Rechnerisch lag der ausschüttungsfähige Überschuss nach neun Monaten bereits auf dem Niveau der Dividende für das vergangene Jahr.

Also wird es einen deutlichen Sprung nach oben geben?


Analysten gehen im Schnitt davon aus, dass eine Drei vor dem Komma stehen wird. Über die Höhe der Dividende wird der Aufsichtsrat im Februar beraten und einen entsprechenden Vorschlag an die Hauptversammlung machen. Dem will ich nicht vorgreifen. Schon jetzt ist aber klar: Es wird eine sehr attraktive Dividende mit einer entsprechend attraktiven Dividendenrendite geben.

Daimler gehört zu den forschungsstärksten Unternehmen. Im Vorjahr haben Sie alleine rund 5,7 Milliarden Euro in Forschung und Entwicklung gesteckt. Dazu kommen weitere Investitionen im Volumen von rund 4,8 Milliarden, etwa in Kapazitätserweiterungen. Was ist für 2016/17 geplant?


Wir haben in den kommenden Jahren vor, sowohl in Forschung und Entwicklung als auch in neue Produkte weiter kräftig zu investieren. So stellen wir sicher, dass wir weiter profitabel wachsen. 2016 steht die Einführung der neuen E-Klasse im Mittelpunkt. Außerdem erweitern wir unser Produktionsnetzwerk und bauen neue Werke in Brasilien und Mexiko. Daneben werden wir weiter in elektrische Antriebe sowie die Digitalisierung investieren. Deshalb werden wir die entsprechenden Budgets 2016 und 2017 weiter erhöhen.

Für 2016 sind die Vorzeichen insgesamt ja durchaus manierlich. Es gibt Rückenwind vom Dollar, die Zinsen und Rohstoffpreise sind niedrig, die Aussichten für den chinesischen Automarkt ermutigend.
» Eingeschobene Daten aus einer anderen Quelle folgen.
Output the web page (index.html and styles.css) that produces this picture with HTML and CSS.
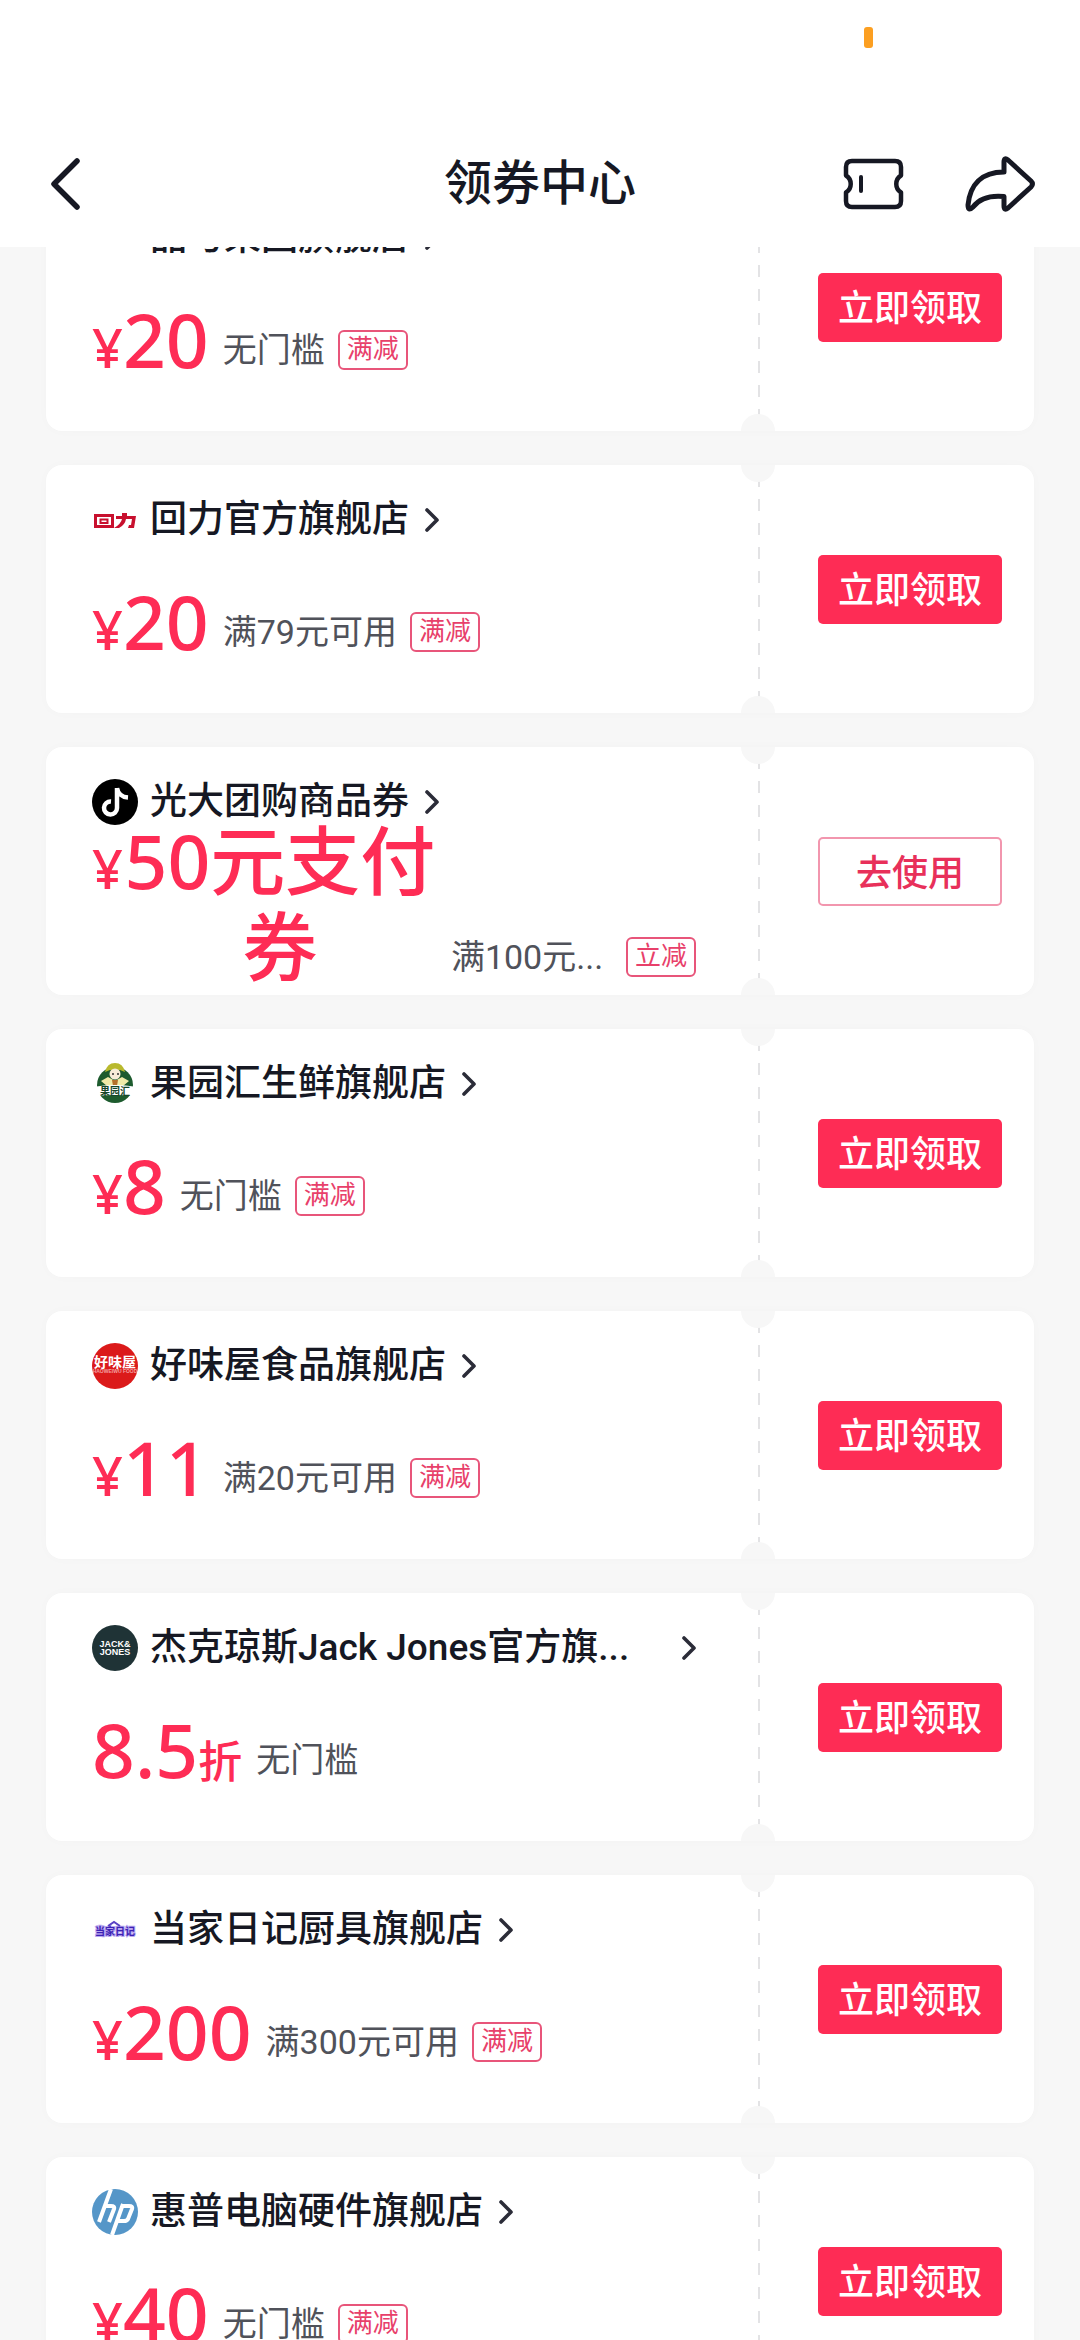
FILE: index.html
```html
<!DOCTYPE html>
<html lang="zh-CN">
<head>
<meta charset="utf-8">
<meta name="viewport" content="width=device-width, initial-scale=1">
<title>领券中心</title>
<link rel="stylesheet" href="styles.css">
</head>
<body>
<svg class="defs" aria-hidden="true">
  <symbol id="chevron" viewBox="0 0 14 24"><path d="M2 2L12 12L2 22" fill="none" stroke="#2b2c38" stroke-width="3.600" stroke-linecap="round" stroke-linejoin="round"/></symbol>
</svg>
<header class="topbar">
  <div class="status"><span class="status-dot"></span></div>
  <nav class="nav">
    <button class="icon-button nav-back" aria-label="返回">
      <svg width="60" height="60" viewBox="0 0 60 60"><path d="M33 7L10 30L33 53" fill="none" stroke="#161823" stroke-width="5.500" stroke-linecap="round" stroke-linejoin="round"/></svg>
    </button>
    <h1 class="title">领券中心</h1>
    <div class="nav-actions">
      <button class="icon-button" aria-label="我的券">
        <svg width="64" height="56" viewBox="0 0 64 56"><path d="M10 5H53Q59 5 59 11V19.500A10 10 0 0 0 59 36.500V45Q59 51 53 51H10Q4 51 4 45V36.500A10 10 0 0 0 4 19.500V11Q4 5 10 5Z" fill="none" stroke="#161823" stroke-width="4.500" stroke-linejoin="round"/><path d="M19 21V35" stroke="#161823" stroke-width="4" stroke-linecap="round"/></svg>
      </button>
      <button class="icon-button" aria-label="分享">
        <svg width="72" height="60" viewBox="0 0 72 60"><path d="M40 8Q40 3 44 6L67 27Q70 30 67 33L44 54Q40 57 40 52V42.500C24 41 15 45 9 53Q4 58 4 51C6 31 17 18 40 18Z" fill="none" stroke="#161823" stroke-width="5" stroke-linejoin="round"/></svg>
      </button>
    </div>
  </nav>
</header>
<main class="list">
  <article class="card">
    <div class="info">
      <a class="shop" href="#"><span class="logo"></span><span class="name">品与果园旗舰店</span><svg class="chevron"><use href="#chevron"/></svg></a>
      <div class="offer"><div class="terms"><p class="price"><span class="yen">¥</span><span class="amount">20</span></p><span class="condition">无门槛</span><span class="tag">满减</span></div></div>
    </div>
    <div class="action"><button class="claim">立即领取</button></div>
  </article>
  <article class="card">
    <div class="info">
      <a class="shop" href="#"><svg class="logo" viewBox="0 0 46 46"><g fill="none" stroke="#c8102e" stroke-width="3"><path d="M3.500 18.500H20.500V29.500H3.500Z"/><path d="M8.500 22.500H15.500V26H8.500Z" stroke-width="2"/></g><path d="M24 19H30V16H35V19H44L42 31H36L37 28H39L40 22H34Q33 28 27 31H22Q29 27 30 22H24Z" fill="#c8102e"/></svg><span class="name">回力官方旗舰店</span><svg class="chevron"><use href="#chevron"/></svg></a>
      <div class="offer"><div class="terms"><p class="price"><span class="yen">¥</span><span class="amount">20</span></p><span class="condition">满79元可用</span><span class="tag">满减</span></div></div>
    </div>
    <div class="action"><button class="claim">立即领取</button></div>
  </article>
  <article class="card">
    <div class="info">
      <a class="shop" href="#"><svg class="logo" viewBox="0 0 46 46"><circle cx="23" cy="23" r="23"/><path d="M25 9V29A6.500 6.500 0 1 1 19 22.500M25 9C26 15 29 18 36 18.500" fill="none" stroke="#fff" stroke-width="4.500"/></svg><span class="name">光大团购商品券</span><svg class="chevron"><use href="#chevron"/></svg></a>
      <div class="offer"><div class="terms terms-full"><p class="price"><span class="yen">¥</span><span class="amount">50元支付券</span></p><span class="condition">满100元...</span><span class="tag">立减</span></div></div>
    </div>
    <div class="action"><button class="claim claim-use">去使用</button></div>
  </article>
  <article class="card">
    <div class="info">
      <a class="shop" href="#"><svg class="logo" viewBox="0 0 46 46"><circle cx="23" cy="24" r="18" fill="#1d5b2e"/><path d="M13 11Q15 2 23 2Q31 2 33 11L28 9H18Z" fill="#b9b92e"/><circle cx="23" cy="13" r="5.500" fill="#f7ecd8"/><circle cx="21" cy="13" r="1" fill="#333"/><circle cx="26" cy="13" r="1" fill="#333"/><path d="M9 20L16 16L23 20L30 16L37 20L31 25H15Z" fill="#f0eaa8"/><path d="M20 19H26L25 25H21Z" fill="#b5702a"/><path d="M1 26Q23 22 45 26L42 35Q23 33 4 35Z" fill="#fff"/><text x="23" y="34" text-anchor="middle" class="logo-text" font-size="10" fill="#16462a">果园汇</text></svg><span class="name">果园汇生鲜旗舰店</span><svg class="chevron"><use href="#chevron"/></svg></a>
      <div class="offer"><div class="terms"><p class="price"><span class="yen">¥</span><span class="amount">8</span></p><span class="condition">无门槛</span><span class="tag">满减</span></div></div>
    </div>
    <div class="action"><button class="claim">立即领取</button></div>
  </article>
  <article class="card">
    <div class="info">
      <a class="shop" href="#"><svg class="logo" viewBox="0 0 46 46"><circle cx="23" cy="23" r="23" fill="#db1a1a"/><text x="23" y="24" text-anchor="middle" class="logo-text" font-size="14" fill="#fff">好味屋</text><text x="23" y="30" text-anchor="middle" class="logo-latin" font-size="5" fill="#f3a0a0">HAOWEIWU FOOD</text></svg><span class="name">好味屋食品旗舰店</span><svg class="chevron"><use href="#chevron"/></svg></a>
      <div class="offer"><div class="terms"><p class="price"><span class="yen">¥</span><span class="amount">11</span></p><span class="condition">满20元可用</span><span class="tag">满减</span></div></div>
    </div>
    <div class="action"><button class="claim">立即领取</button></div>
  </article>
  <article class="card">
    <div class="info">
      <a class="shop shop-full" href="#"><svg class="logo" viewBox="0 0 46 46"><circle cx="23" cy="23" r="23" fill="#1f3336"/><text x="23" y="22" text-anchor="middle" class="logo-latin" font-size="9" fill="#fff">JACK&amp;</text><text x="23" y="30" text-anchor="middle" class="logo-latin" font-size="9" fill="#fff">JONES</text></svg><span class="name">杰克琼斯Jack Jones官方旗...</span><svg class="chevron"><use href="#chevron"/></svg></a>
      <div class="offer"><div class="terms"><p class="price"><span class="amount">8.5</span><span class="unit">折</span></p><span class="condition">无门槛</span></div></div>
    </div>
    <div class="action"><button class="claim">立即领取</button></div>
  </article>
  <article class="card">
    <div class="info">
      <a class="shop" href="#"><svg class="logo" viewBox="0 0 46 46"><text x="23" y="28" text-anchor="middle" class="logo-text" font-size="10" fill="#3d22b4" stroke="#b9a8f0" stroke-width="2" paint-order="stroke">当家日记</text><path d="M16 19L22 15L28 19" fill="none" stroke="#5a42c4" stroke-width="2"/></svg><span class="name">当家日记厨具旗舰店</span><svg class="chevron"><use href="#chevron"/></svg></a>
      <div class="offer"><div class="terms"><p class="price"><span class="yen">¥</span><span class="amount">200</span></p><span class="condition">满300元可用</span><span class="tag">满减</span></div></div>
    </div>
    <div class="action"><button class="claim">立即领取</button></div>
  </article>
  <article class="card">
    <div class="info">
      <a class="shop" href="#"><svg class="logo" viewBox="0 0 46 46"><circle cx="23" cy="23" r="23" fill="#5596c8"/><path d="M19 0L7 33M13 17H19Q23 17 22 20L17 33M31 15L20 46M30 17H37Q41 17 40 20L36 30Q35 32 32 32H26" fill="none" stroke="#fff" stroke-width="4"/></svg><span class="name">惠普电脑硬件旗舰店</span><svg class="chevron"><use href="#chevron"/></svg></a>
      <div class="offer"><div class="terms"><p class="price"><span class="yen">¥</span><span class="amount">40</span></p><span class="condition">无门槛</span><span class="tag">满减</span></div></div>
    </div>
    <div class="action"><button class="claim">立即领取</button></div>
  </article>
</main>
</body>
</html>
```
FILE: styles.css
```css
* { box-sizing: border-box; margin: 0; padding: 0; }

html, body { height: 100%; }

body {
  display: flex;
  flex-direction: column;
  overflow: hidden;
  background: #f7f7f7;
  color: #161823;
  font-family: Roboto, "Noto Sans CJK SC", sans-serif;
}

button { font: inherit; border: 0; background: none; cursor: pointer; }

a { color: inherit; text-decoration: none; }

.defs { display: none; }

/* Top bar */
.topbar {
  flex: none;
  z-index: 1;
  background: #fff;
}

.status {
  display: flex;
  justify-content: flex-end;
  height: 120px;
  padding: 27px 207px 0 0;
}

.status-dot {
  width: 9px;
  height: 21px;
  border-radius: 3px;
  background: #fc9f21;
}

.nav {
  display: grid;
  grid-template-columns: 1fr auto 1fr;
  align-items: center;
  height: 127px;
  padding: 0 44px;
}

.icon-button { display: flex; }

.title {
  font-size: 48px;
  line-height: 64px;
  font-weight: 500;
}

.nav-actions {
  display: flex;
  align-items: center;
  justify-content: flex-end;
  gap: 58px;
}

/* Coupon list, scrolled so that its first card sits under the top bar */
.list {
  flex: 1;
  display: flex;
  flex-direction: column;
  justify-content: flex-start;
  gap: 34px;
  min-height: 0;
  margin-top: -64px;
  padding: 0 46px;
}

.card {
  position: relative;
  flex: none;
  display: grid;
  grid-template-columns: 1fr 276px;
  border-radius: 16px;
  background: #fff;
  box-shadow: 0 0 12px rgba(0, 0, 0, 0.02);
}

/* Round notches at both ends of the tear line */
.card::before,
.card::after {
  content: "";
  position: absolute;
  right: 259px;
  width: 34px;
  height: 17px;
  background: #f7f7f7;
}

.card::before { top: 0; border-radius: 0 0 17px 17px; }
.card::after { bottom: 0; border-radius: 17px 17px 0 0; }

.info {
  min-width: 0;
  padding: 32px 62px 14px 46px;
}

.shop {
  display: flex;
  align-items: center;
  height: 46px;
}

.shop-full .name { flex: 1; }

.logo { flex: none; width: 46px; height: 46px; margin-right: 12px; }

.logo-text { font-family: "Noto Sans CJK SC", sans-serif; font-weight: 700; }
.logo-latin { font-family: "Liberation Sans", sans-serif; font-weight: 700; }

.name {
  overflow: hidden;
  font-size: 37px;
  line-height: 54px;
  font-weight: 500;
  white-space: nowrap;
  text-overflow: ellipsis;
}

.chevron { flex: none; width: 14px; height: 24px; margin-left: 16px; }

.offer {
  display: flex;
  align-items: center;
  height: 156px;
}

.terms {
  display: flex;
  align-items: flex-end;
  min-width: 0;
}

.terms-full { width: 100%; }
.terms-full .condition { flex: 1; }

.price {
  flex: none;
  display: flex;
  align-items: baseline;
  color: #fe2c55;
  font-family: "Noto Sans", "Noto Sans CJK SC", sans-serif;
  font-weight: 500;
  line-height: 86px;
}

.yen,
.unit { line-height: 54px; }

.yen { font-size: 54px; }

.amount {
  max-width: 314px;
  font-size: 75px;
  text-align: center;
}

.unit { font-size: 44px; }

.condition {
  overflow: hidden;
  margin: 0 0 9px 14px;
  color: #50525a;
  font-size: 34px;
  line-height: 46px;
  white-space: nowrap;
  text-overflow: ellipsis;
}

.tag {
  flex: none;
  margin: 0 0 12px 13px;
  padding: 0 7px 2px;
  border: 2px solid #e8557a;
  border-radius: 6px;
  color: #e8406a;
  font-size: 26px;
  line-height: 34px;
}

/* Right side, past the tear line */
.action {
  display: flex;
  align-items: center;
  justify-content: flex-end;
  padding-right: 32px;
  background: repeating-linear-gradient(#e3e3e5 0 12px, transparent 12px 24px) 0 10px / 2px 100% no-repeat;
}

.claim {
  width: 184px;
  height: 69px;
  padding-bottom: 5px;
  border-radius: 5px;
  background: #fe2c55;
  color: #fff;
  font-size: 36px;
  font-weight: 500;
}

.claim-use {
  border: 2px solid #f296ae;
  padding-bottom: 3px;
  background: #fff;
  color: #e8305a;
}
```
Mit wie viel Zuversicht gehen Sie ins Neue Jahr?


Wir haben ein überzeugendes Produktportfolio, eine tolle und hochmotivierte Mannschaft, die auch die Kosten und Erlöse genau im Blick behält. Und wir werden mit weiteren Innovationen aufwarten. Natürlich gibt es auch Risiken: Zum Beispiel unvorhergesehene Entwicklungen und volatile Märkte. Dazu gibt es im Truck-Geschäft derzeit eher ein regional gemischtes Bild. Aber bei aller gebotenen Vorsicht bleiben wir für 2016 zuversichtlich. Außerdem verfügen wir über eine sehr starke Bilanz, mit der wir temporäre Schwankungen an den Kapitalmärkten abfedern und trotzdem weiterhin umfassend in Produkte, Märkte und Technologien investieren können.